#### Set exercise:
Go through the data below and copy it exactly, skipping every picture.

#### Material:
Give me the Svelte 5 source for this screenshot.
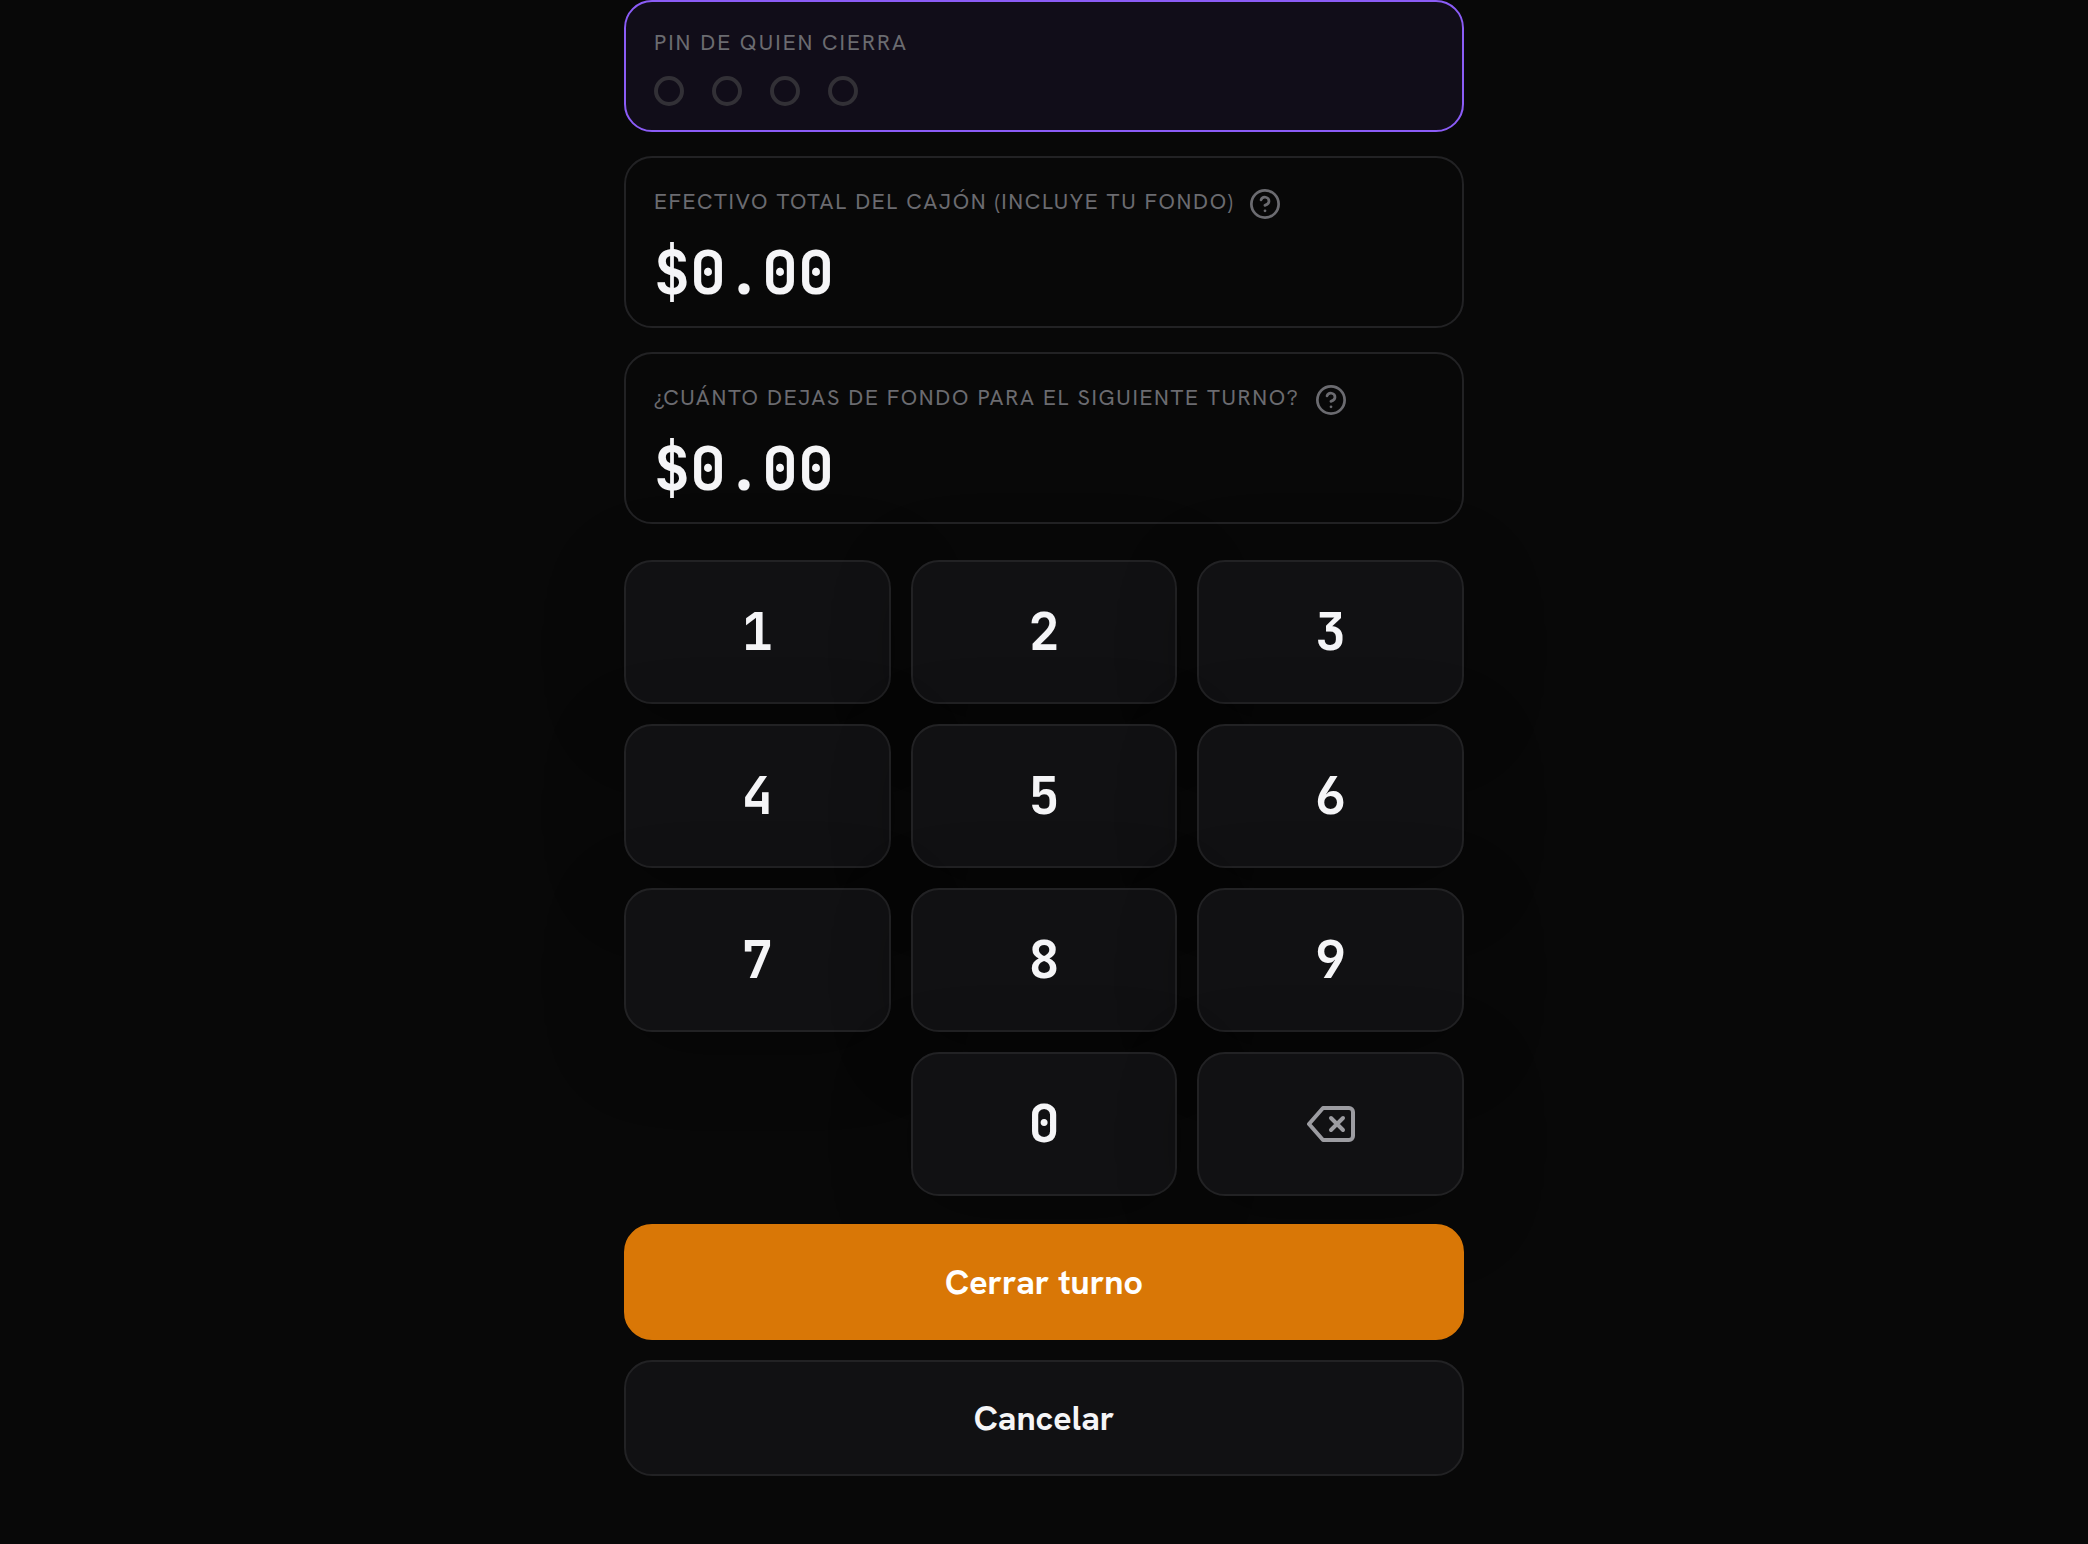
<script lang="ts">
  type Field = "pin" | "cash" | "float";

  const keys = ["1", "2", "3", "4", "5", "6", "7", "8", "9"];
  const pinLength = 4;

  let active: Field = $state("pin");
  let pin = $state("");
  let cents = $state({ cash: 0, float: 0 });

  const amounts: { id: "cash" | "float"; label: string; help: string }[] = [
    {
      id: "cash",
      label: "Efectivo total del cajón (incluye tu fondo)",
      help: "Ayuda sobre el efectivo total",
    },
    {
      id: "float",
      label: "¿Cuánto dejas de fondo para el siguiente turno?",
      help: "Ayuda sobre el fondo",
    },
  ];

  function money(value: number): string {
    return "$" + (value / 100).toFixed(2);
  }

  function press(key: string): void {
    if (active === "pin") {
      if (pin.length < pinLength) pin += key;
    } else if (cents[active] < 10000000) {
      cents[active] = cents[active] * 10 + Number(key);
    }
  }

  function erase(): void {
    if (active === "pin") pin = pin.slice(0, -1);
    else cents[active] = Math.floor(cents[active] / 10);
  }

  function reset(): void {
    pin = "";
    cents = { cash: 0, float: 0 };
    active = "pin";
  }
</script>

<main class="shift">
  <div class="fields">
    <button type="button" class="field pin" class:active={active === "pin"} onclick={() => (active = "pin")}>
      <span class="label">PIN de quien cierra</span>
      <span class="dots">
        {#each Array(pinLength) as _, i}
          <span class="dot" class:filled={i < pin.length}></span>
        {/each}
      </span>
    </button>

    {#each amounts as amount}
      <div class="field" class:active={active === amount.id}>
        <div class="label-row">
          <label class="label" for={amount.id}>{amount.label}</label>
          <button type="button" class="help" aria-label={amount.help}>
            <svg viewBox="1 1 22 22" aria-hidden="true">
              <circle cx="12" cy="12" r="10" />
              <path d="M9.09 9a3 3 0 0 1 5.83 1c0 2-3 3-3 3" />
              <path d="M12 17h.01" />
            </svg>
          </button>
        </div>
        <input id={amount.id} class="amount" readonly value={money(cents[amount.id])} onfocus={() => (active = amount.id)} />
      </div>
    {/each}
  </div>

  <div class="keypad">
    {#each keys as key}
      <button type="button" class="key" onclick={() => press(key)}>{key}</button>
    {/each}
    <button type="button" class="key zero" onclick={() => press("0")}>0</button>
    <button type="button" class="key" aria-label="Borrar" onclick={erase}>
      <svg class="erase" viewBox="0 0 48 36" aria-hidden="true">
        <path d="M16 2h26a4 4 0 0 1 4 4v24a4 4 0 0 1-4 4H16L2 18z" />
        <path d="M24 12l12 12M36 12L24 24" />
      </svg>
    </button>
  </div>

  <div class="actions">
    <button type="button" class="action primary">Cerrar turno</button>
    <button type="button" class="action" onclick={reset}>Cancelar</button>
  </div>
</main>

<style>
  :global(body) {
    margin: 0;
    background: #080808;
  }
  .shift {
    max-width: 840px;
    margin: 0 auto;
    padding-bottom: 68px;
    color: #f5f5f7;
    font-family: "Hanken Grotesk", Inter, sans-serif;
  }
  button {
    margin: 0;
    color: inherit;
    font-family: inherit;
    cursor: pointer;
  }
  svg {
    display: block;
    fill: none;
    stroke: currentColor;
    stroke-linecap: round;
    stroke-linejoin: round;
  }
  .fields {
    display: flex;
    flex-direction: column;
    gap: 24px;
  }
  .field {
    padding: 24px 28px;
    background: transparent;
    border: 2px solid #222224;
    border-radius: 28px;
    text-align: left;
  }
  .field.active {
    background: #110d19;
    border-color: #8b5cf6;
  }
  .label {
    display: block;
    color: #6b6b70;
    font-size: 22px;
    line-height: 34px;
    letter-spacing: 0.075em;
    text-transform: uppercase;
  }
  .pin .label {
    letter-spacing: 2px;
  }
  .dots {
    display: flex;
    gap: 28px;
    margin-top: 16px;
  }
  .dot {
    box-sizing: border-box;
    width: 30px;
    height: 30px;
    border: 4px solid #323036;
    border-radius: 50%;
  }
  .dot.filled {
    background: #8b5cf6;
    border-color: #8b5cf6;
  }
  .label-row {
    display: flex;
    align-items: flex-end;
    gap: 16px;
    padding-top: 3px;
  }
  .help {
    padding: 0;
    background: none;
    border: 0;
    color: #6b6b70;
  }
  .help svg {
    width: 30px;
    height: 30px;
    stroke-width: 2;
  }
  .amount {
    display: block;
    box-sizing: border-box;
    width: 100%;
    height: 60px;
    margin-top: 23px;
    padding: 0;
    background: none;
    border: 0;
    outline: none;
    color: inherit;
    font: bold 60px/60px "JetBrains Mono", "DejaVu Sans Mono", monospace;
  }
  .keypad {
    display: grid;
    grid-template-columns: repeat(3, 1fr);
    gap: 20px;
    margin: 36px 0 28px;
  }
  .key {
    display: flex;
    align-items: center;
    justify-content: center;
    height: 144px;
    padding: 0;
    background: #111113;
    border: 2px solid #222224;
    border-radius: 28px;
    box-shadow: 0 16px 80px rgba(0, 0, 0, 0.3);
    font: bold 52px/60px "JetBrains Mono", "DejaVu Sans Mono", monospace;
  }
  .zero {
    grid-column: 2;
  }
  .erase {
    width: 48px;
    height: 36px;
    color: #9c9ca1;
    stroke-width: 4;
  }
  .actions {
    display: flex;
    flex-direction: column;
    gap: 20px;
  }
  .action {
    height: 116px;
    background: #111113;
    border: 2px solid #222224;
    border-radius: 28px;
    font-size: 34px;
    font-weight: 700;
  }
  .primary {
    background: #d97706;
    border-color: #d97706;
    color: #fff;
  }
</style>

#### Task solution:
Give me the Svelte 5 source for this screenshot.
<script lang="ts">
  type Field = "pin" | "cash" | "float";

  const keys = ["1", "2", "3", "4", "5", "6", "7", "8", "9"];
  const pinLength = 4;

  let active: Field = $state("pin");
  let pin = $state("");
  let cents = $state({ cash: 0, float: 0 });

  const amounts: { id: "cash" | "float"; label: string; help: string }[] = [
    {
      id: "cash",
      label: "Efectivo total del cajón (incluye tu fondo)",
      help: "Ayuda sobre el efectivo total",
    },
    {
      id: "float",
      label: "¿Cuánto dejas de fondo para el siguiente turno?",
      help: "Ayuda sobre el fondo",
    },
  ];

  function money(value: number): string {
    return "$" + (value / 100).toFixed(2);
  }

  function press(key: string): void {
    if (active === "pin") {
      if (pin.length < pinLength) pin += key;
    } else if (cents[active] < 10000000) {
      cents[active] = cents[active] * 10 + Number(key);
    }
  }

  function erase(): void {
    if (active === "pin") pin = pin.slice(0, -1);
    else cents[active] = Math.floor(cents[active] / 10);
  }

  function reset(): void {
    pin = "";
    cents = { cash: 0, float: 0 };
    active = "pin";
  }
</script>

<main class="shift">
  <div class="fields">
    <button type="button" class="field pin" class:active={active === "pin"} onclick={() => (active = "pin")}>
      <span class="label">PIN de quien cierra</span>
      <span class="dots">
        {#each Array(pinLength) as _, i}
          <span class="dot" class:filled={i < pin.length}></span>
        {/each}
      </span>
    </button>

    {#each amounts as amount}
      <div class="field" class:active={active === amount.id}>
        <div class="label-row">
          <label class="label" for={amount.id}>{amount.label}</label>
          <button type="button" class="help" aria-label={amount.help}>
            <svg viewBox="1 1 22 22" aria-hidden="true">
              <circle cx="12" cy="12" r="10" />
              <path d="M9.09 9a3 3 0 0 1 5.83 1c0 2-3 3-3 3" />
              <path d="M12 17h.01" />
            </svg>
          </button>
        </div>
        <input id={amount.id} class="amount" readonly value={money(cents[amount.id])} onfocus={() => (active = amount.id)} />
      </div>
    {/each}
  </div>

  <div class="keypad">
    {#each keys as key}
      <button type="button" class="key" onclick={() => press(key)}>{key}</button>
    {/each}
    <button type="button" class="key zero" onclick={() => press("0")}>0</button>
    <button type="button" class="key" aria-label="Borrar" onclick={erase}>
      <svg class="erase" viewBox="0 0 48 36" aria-hidden="true">
        <path d="M16 2h26a4 4 0 0 1 4 4v24a4 4 0 0 1-4 4H16L2 18z" />
        <path d="M24 12l12 12M36 12L24 24" />
      </svg>
    </button>
  </div>

  <div class="actions">
    <button type="button" class="action primary">Cerrar turno</button>
    <button type="button" class="action" onclick={reset}>Cancelar</button>
  </div>
</main>

<style>
  :global(body) {
    margin: 0;
    background: #080808;
  }
  .shift {
    max-width: 840px;
    margin: 0 auto;
    padding-bottom: 68px;
    color: #f5f5f7;
    font-family: "Hanken Grotesk", Inter, sans-serif;
  }
  button {
    margin: 0;
    color: inherit;
    font-family: inherit;
    cursor: pointer;
  }
  svg {
    display: block;
    fill: none;
    stroke: currentColor;
    stroke-linecap: round;
    stroke-linejoin: round;
  }
  .fields {
    display: flex;
    flex-direction: column;
    gap: 24px;
  }
  .field {
    padding: 24px 28px;
    background: transparent;
    border: 2px solid #222224;
    border-radius: 28px;
    text-align: left;
  }
  .field.active {
    background: #110d19;
    border-color: #8b5cf6;
  }
  .label {
    display: block;
    color: #6b6b70;
    font-size: 22px;
    line-height: 34px;
    letter-spacing: 0.075em;
    text-transform: uppercase;
  }
  .pin .label {
    letter-spacing: 2px;
  }
  .dots {
    display: flex;
    gap: 28px;
    margin-top: 16px;
  }
  .dot {
    box-sizing: border-box;
    width: 30px;
    height: 30px;
    border: 4px solid #323036;
    border-radius: 50%;
  }
  .dot.filled {
    background: #8b5cf6;
    border-color: #8b5cf6;
  }
  .label-row {
    display: flex;
    align-items: flex-end;
    gap: 16px;
    padding-top: 3px;
  }
  .help {
    padding: 0;
    background: none;
    border: 0;
    color: #6b6b70;
  }
  .help svg {
    width: 30px;
    height: 30px;
    stroke-width: 2;
  }
  .amount {
    display: block;
    box-sizing: border-box;
    width: 100%;
    height: 60px;
    margin-top: 23px;
    padding: 0;
    background: none;
    border: 0;
    outline: none;
    color: inherit;
    font: bold 60px/60px "JetBrains Mono", "DejaVu Sans Mono", monospace;
  }
  .keypad {
    display: grid;
    grid-template-columns: repeat(3, 1fr);
    gap: 20px;
    margin: 36px 0 28px;
  }
  .key {
    display: flex;
    align-items: center;
    justify-content: center;
    height: 144px;
    padding: 0;
    background: #111113;
    border: 2px solid #222224;
    border-radius: 28px;
    box-shadow: 0 16px 80px rgba(0, 0, 0, 0.3);
    font: bold 52px/60px "JetBrains Mono", "DejaVu Sans Mono", monospace;
  }
  .zero {
    grid-column: 2;
  }
  .erase {
    width: 48px;
    height: 36px;
    color: #9c9ca1;
    stroke-width: 4;
  }
  .actions {
    display: flex;
    flex-direction: column;
    gap: 20px;
  }
  .action {
    height: 116px;
    background: #111113;
    border: 2px solid #222224;
    border-radius: 28px;
    font-size: 34px;
    font-weight: 700;
  }
  .primary {
    background: #d97706;
    border-color: #d97706;
    color: #fff;
  }
</style>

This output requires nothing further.